| Dataset excerpt |

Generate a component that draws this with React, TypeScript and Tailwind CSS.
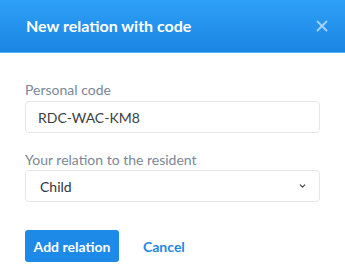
import { useState } from 'react';
import { ChevronDown, X } from 'lucide-react';

const App = () => {
  const [code, setCode] = useState('RDC-WAC-KM8');
  const [relation, setRelation] = useState('Child');

  return (
    <div className="min-h-screen w-full bg-white font-['Lato',sans-serif]">
      <div className="flex h-[53px] items-center justify-between border-b border-[#4fb0f7] bg-gradient-to-b from-[#2ea0f6] to-[#1b86e4] pl-[26px] pr-[14px]">
        <h2 className="text-[16px] font-bold text-white">New relation with code</h2>
        <button type="button" className="text-[#a3d3fa]">
          <X size={18} strokeWidth={2.4} />
        </button>
      </div>

      <form className="px-[25px] pt-[28px]" onSubmit={event => event.preventDefault()}>
        <label className="block">
          <span className="block text-[14px] leading-[17px] text-[#7b8799]">Personal code</span>
          <input
            value={code}
            onChange={event => setCode(event.target.value)}
            className="mt-[3px] block h-[32px] w-full rounded-[4px] border border-[#e4e6ea] pl-[12px] pr-[12px] text-[14px] text-[#3a3f45] outline-none"
          />
        </label>

        <label className="mt-[18px] block">
          <span className="block text-[14px] leading-[17px] text-[#7b8799]">Your relation to the resident</span>
          <div className="relative mt-[2px]">
            <select
              value={relation}
              onChange={event => setRelation(event.target.value)}
              className="block h-[32px] w-full appearance-none rounded-[4px] border border-[#e4e6ea] bg-white px-[14px] text-[14px] text-[#2f343a] outline-none"
            >
              <option>Child</option>
              <option>Spouse</option>
              <option>Sibling</option>
              <option>Friend</option>
            </select>
            <ChevronDown
              size={9}
              strokeWidth={3}
              className="pointer-events-none absolute right-[13px] top-1/2 -translate-y-1/2 text-[#3a3f45]"
            />
          </div>
        </label>

        <div className="mt-[28px] flex items-center gap-[24px]">
          <button
            type="submit"
            className="h-[32px] w-[94px] rounded-[3px] bg-[#1e8ae8] text-[14px] font-bold text-white"
          >
            Add relation
          </button>
          <button type="button" className="text-[14px] font-bold text-[#1e88e5]">
            Cancel
          </button>
        </div>
      </form>
    </div>
  );
};

export default App;
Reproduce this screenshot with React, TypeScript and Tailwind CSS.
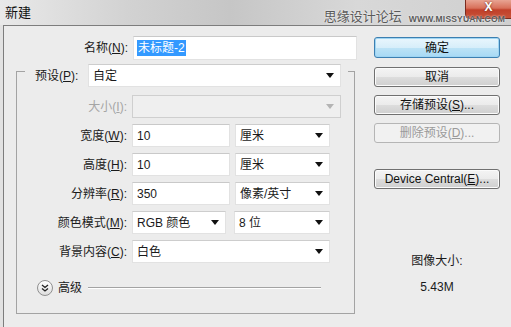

| What you have to do |
All of the lines above should be printed exactly, minus the pictures.

| Result |
Generate a component that draws this with React, TypeScript and Tailwind CSS.
import { useState } from 'react';
import { ChevronDown, X } from 'lucide-react';

const App = () => {
  const [code, setCode] = useState('RDC-WAC-KM8');
  const [relation, setRelation] = useState('Child');

  return (
    <div className="min-h-screen w-full bg-white font-['Lato',sans-serif]">
      <div className="flex h-[53px] items-center justify-between border-b border-[#4fb0f7] bg-gradient-to-b from-[#2ea0f6] to-[#1b86e4] pl-[26px] pr-[14px]">
        <h2 className="text-[16px] font-bold text-white">New relation with code</h2>
        <button type="button" className="text-[#a3d3fa]">
          <X size={18} strokeWidth={2.4} />
        </button>
      </div>

      <form className="px-[25px] pt-[28px]" onSubmit={event => event.preventDefault()}>
        <label className="block">
          <span className="block text-[14px] leading-[17px] text-[#7b8799]">Personal code</span>
          <input
            value={code}
            onChange={event => setCode(event.target.value)}
            className="mt-[3px] block h-[32px] w-full rounded-[4px] border border-[#e4e6ea] pl-[12px] pr-[12px] text-[14px] text-[#3a3f45] outline-none"
          />
        </label>

        <label className="mt-[18px] block">
          <span className="block text-[14px] leading-[17px] text-[#7b8799]">Your relation to the resident</span>
          <div className="relative mt-[2px]">
            <select
              value={relation}
              onChange={event => setRelation(event.target.value)}
              className="block h-[32px] w-full appearance-none rounded-[4px] border border-[#e4e6ea] bg-white px-[14px] text-[14px] text-[#2f343a] outline-none"
            >
              <option>Child</option>
              <option>Spouse</option>
              <option>Sibling</option>
              <option>Friend</option>
            </select>
            <ChevronDown
              size={9}
              strokeWidth={3}
              className="pointer-events-none absolute right-[13px] top-1/2 -translate-y-1/2 text-[#3a3f45]"
            />
          </div>
        </label>

        <div className="mt-[28px] flex items-center gap-[24px]">
          <button
            type="submit"
            className="h-[32px] w-[94px] rounded-[3px] bg-[#1e8ae8] text-[14px] font-bold text-white"
          >
            Add relation
          </button>
          <button type="button" className="text-[14px] font-bold text-[#1e88e5]">
            Cancel
          </button>
        </div>
      </form>
    </div>
  );
};

export default App;
Reproduce this screenshot with React, TypeScript and Tailwind CSS.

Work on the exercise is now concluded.